Srinivas Rangarajan is an assistant professor of chemical and biomolecular engineering at Lehigh University. He joined the faculty of the P.C. Rossin College of Engineering and Applied Science in January 2017, after his stint as a postdoctoral scholar at the University of Wisconsin, Madison. He received his B.Tech. (2007) from the Indian Institute of Technology, Madras, and PhD (2013) from the University of Minnesota, both in chemical engineering. His industrial experience includes previous employment (2007-2008) at Shell Global Solutions in the Netherlands and India as a senior associate technologist in hydroprocessing.

Research in the Rangarajan group is at the intersection of heterogeneous catalysis, materials science, and process systems engineering.

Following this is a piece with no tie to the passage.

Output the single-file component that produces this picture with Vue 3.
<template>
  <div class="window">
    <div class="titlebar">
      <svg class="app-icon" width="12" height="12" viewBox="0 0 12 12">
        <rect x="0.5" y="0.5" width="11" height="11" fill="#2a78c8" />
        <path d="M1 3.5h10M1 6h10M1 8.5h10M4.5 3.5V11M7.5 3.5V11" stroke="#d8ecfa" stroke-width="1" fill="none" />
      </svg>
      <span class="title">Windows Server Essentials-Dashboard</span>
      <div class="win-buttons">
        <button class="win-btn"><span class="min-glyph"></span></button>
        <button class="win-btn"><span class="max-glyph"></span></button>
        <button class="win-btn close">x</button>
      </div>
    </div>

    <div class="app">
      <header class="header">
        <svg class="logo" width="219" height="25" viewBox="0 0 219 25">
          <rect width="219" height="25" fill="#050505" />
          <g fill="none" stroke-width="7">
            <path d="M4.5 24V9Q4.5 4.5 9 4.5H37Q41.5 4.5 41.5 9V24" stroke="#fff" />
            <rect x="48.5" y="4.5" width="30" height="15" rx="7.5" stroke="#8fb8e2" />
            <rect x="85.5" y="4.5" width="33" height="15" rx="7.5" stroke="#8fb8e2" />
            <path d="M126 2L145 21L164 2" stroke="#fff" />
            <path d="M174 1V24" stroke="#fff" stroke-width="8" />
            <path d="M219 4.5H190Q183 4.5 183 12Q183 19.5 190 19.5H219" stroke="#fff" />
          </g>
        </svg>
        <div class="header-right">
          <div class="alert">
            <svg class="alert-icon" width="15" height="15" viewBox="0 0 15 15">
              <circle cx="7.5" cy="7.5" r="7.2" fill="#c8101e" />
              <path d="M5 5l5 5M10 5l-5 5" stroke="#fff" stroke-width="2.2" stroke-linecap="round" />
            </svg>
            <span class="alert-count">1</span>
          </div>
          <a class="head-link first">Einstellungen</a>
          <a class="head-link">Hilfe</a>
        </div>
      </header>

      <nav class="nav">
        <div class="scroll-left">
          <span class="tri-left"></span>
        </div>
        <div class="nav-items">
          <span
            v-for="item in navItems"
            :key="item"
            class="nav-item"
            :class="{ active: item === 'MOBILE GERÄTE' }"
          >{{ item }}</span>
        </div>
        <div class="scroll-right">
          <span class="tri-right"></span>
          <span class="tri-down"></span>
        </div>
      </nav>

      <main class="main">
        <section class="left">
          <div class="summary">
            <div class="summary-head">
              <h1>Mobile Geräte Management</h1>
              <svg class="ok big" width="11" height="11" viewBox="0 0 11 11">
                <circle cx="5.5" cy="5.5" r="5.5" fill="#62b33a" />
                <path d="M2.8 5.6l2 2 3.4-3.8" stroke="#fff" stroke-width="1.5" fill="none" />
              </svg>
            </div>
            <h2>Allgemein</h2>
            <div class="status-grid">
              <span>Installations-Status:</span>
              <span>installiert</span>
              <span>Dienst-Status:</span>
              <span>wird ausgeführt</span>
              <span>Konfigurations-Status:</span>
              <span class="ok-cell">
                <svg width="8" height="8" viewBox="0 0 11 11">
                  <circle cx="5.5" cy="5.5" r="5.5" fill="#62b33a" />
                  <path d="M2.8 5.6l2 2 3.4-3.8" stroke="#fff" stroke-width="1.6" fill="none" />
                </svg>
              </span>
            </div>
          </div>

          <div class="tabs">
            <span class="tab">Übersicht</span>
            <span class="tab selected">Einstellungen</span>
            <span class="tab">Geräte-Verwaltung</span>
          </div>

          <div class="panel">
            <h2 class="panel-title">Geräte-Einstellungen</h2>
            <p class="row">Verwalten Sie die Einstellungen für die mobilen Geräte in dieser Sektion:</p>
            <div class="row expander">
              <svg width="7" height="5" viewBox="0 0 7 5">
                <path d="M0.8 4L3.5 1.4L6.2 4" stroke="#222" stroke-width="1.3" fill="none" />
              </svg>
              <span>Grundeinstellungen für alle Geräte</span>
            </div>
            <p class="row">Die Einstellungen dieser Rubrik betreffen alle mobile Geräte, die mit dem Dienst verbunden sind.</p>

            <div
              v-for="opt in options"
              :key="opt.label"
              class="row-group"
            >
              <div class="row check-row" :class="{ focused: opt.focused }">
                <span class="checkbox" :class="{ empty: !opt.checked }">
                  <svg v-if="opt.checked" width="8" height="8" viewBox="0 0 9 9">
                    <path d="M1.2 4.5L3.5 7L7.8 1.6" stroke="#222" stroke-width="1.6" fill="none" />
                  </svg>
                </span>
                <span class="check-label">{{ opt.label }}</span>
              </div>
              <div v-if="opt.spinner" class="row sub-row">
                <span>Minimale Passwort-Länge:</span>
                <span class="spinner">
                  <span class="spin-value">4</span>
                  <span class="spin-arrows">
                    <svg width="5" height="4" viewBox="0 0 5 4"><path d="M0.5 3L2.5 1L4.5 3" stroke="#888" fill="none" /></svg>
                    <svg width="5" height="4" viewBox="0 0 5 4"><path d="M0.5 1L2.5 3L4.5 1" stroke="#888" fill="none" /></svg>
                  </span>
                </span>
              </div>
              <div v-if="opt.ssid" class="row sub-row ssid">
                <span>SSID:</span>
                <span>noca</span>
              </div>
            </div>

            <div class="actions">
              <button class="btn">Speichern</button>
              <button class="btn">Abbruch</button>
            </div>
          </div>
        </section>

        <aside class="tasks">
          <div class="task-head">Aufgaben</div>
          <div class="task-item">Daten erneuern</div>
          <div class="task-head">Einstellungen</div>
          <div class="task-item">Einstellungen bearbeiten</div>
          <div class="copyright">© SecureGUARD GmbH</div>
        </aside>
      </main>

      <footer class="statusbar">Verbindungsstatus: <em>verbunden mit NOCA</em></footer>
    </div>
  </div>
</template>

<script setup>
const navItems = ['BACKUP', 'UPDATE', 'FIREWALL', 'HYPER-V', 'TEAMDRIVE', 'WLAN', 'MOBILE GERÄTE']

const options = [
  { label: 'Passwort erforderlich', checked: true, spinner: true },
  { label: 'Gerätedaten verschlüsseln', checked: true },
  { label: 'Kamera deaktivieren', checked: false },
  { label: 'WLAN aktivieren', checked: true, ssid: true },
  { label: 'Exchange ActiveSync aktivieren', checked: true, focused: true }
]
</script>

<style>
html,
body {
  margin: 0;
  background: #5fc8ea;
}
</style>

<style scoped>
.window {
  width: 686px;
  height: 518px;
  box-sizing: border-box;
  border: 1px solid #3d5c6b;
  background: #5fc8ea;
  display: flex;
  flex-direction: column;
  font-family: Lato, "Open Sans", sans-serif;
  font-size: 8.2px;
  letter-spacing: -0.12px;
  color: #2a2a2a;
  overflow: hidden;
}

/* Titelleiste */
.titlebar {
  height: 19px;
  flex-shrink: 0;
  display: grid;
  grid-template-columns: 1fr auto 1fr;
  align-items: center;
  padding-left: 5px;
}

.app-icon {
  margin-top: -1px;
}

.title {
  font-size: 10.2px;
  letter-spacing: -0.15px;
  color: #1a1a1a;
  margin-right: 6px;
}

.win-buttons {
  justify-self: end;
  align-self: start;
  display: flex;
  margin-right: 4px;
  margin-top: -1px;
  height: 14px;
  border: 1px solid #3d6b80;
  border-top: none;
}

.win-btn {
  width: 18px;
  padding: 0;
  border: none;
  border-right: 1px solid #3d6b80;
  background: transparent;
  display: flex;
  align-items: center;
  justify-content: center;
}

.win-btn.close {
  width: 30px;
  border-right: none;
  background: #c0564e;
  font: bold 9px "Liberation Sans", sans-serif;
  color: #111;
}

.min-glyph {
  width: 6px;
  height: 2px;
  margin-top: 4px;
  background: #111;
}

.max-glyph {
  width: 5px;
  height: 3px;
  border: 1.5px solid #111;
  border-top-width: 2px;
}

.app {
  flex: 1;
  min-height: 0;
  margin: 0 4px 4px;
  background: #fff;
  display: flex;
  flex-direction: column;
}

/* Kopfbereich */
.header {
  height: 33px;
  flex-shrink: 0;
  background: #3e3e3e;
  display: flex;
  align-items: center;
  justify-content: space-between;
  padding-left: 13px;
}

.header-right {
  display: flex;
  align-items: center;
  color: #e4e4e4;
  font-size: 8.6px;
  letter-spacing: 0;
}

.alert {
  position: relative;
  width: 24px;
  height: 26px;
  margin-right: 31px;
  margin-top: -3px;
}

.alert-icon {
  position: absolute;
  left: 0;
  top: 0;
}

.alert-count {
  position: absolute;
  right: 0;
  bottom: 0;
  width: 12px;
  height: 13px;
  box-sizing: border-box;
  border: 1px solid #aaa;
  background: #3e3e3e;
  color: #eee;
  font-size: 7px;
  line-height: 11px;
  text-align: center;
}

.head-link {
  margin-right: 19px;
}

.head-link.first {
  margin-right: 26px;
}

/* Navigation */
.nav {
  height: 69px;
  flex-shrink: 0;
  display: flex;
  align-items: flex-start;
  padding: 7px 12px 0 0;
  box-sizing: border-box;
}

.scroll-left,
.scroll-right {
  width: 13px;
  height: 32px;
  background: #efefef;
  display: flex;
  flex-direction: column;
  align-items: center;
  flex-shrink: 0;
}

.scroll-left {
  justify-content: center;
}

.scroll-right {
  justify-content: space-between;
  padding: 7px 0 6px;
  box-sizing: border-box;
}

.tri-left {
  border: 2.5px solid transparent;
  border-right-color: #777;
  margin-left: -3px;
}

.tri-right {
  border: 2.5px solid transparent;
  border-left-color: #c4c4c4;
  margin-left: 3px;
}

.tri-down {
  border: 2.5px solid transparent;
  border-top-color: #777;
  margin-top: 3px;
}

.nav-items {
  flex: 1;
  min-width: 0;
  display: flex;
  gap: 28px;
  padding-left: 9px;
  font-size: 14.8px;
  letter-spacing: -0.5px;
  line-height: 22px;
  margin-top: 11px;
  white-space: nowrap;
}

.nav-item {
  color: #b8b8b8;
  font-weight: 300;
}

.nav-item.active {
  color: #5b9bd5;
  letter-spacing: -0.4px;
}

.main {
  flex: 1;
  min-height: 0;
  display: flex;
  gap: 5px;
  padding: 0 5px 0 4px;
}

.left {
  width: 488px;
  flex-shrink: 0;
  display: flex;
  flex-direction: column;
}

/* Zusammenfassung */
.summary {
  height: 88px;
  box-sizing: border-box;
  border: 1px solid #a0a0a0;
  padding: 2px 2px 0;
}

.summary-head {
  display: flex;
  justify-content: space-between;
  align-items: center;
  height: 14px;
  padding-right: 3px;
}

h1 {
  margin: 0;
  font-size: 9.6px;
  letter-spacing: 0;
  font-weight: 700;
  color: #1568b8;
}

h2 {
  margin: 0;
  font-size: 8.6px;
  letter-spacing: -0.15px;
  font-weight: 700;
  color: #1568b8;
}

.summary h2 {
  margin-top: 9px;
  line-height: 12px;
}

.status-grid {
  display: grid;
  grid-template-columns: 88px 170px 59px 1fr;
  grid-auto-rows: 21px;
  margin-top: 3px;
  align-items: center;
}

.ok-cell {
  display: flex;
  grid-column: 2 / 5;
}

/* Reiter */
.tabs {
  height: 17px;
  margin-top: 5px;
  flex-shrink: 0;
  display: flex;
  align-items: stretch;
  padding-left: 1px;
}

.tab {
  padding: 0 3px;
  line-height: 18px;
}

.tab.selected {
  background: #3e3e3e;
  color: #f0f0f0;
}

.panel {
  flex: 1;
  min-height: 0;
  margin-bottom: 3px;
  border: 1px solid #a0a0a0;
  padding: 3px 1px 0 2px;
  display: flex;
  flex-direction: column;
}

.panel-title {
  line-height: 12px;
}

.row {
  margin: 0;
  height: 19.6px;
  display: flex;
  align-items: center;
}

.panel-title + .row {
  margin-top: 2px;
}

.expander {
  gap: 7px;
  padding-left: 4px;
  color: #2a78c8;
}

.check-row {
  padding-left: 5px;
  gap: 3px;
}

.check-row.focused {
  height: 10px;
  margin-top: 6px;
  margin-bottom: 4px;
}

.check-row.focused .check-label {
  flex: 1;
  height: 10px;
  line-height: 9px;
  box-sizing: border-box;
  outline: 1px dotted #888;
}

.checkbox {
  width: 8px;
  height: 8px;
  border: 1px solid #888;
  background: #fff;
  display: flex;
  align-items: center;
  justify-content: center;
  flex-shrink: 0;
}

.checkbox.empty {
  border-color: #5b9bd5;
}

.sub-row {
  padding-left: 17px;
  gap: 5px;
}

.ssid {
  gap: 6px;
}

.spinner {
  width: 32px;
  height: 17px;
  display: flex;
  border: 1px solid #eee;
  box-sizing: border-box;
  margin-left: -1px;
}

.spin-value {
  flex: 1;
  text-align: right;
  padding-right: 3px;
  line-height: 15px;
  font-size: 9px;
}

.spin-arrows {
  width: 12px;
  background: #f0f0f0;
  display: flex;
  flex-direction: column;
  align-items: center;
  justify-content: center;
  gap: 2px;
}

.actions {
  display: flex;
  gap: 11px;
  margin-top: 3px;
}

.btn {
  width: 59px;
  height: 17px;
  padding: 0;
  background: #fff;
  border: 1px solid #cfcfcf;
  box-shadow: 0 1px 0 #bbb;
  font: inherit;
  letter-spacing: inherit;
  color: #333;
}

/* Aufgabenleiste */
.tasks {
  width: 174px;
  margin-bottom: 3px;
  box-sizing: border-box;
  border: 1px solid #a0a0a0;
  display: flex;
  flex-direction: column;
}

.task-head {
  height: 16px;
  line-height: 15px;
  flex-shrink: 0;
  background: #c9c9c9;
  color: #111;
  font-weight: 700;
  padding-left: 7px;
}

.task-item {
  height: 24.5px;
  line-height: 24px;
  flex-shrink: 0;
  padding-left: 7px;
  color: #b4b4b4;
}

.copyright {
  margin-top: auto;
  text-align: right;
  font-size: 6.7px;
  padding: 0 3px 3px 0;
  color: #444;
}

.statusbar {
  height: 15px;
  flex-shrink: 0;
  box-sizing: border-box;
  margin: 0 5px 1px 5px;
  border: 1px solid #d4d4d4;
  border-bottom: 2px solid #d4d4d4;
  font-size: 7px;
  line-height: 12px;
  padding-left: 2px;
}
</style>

The group develops and applies a variety of computational tools to model and design catalytic systems and materials that are of relevance in energy and environment and are governed by complex chemistries. The spectrum of tools include electronic structure calculations using density functional theory (DFT), microkinetic modeling, optimization, cheminformatics, automated mechanism generation, and machine learning. 

Rangarajan has published over 35 peer-reviewed articles, including a dozen since joining Lehigh, in reputed journals such as ACS Catalysis, Applied Catalysis B, Accounts of Chemical Research, and Nature Communications. His recent awards and honors include the David Smith Graduate Publication Award from the American Institute of Chemical Engineers (CAST division), P.C. Rossin Assistant Professorship, and John Ochs Faculty Achievement Award from the Baker Institute of Creative Inquiry. His group has been supported by grants from the NSF, ACS-PRF (Doctoral New Investigator award), and the Commonwealth of Pennsylvania (PITA).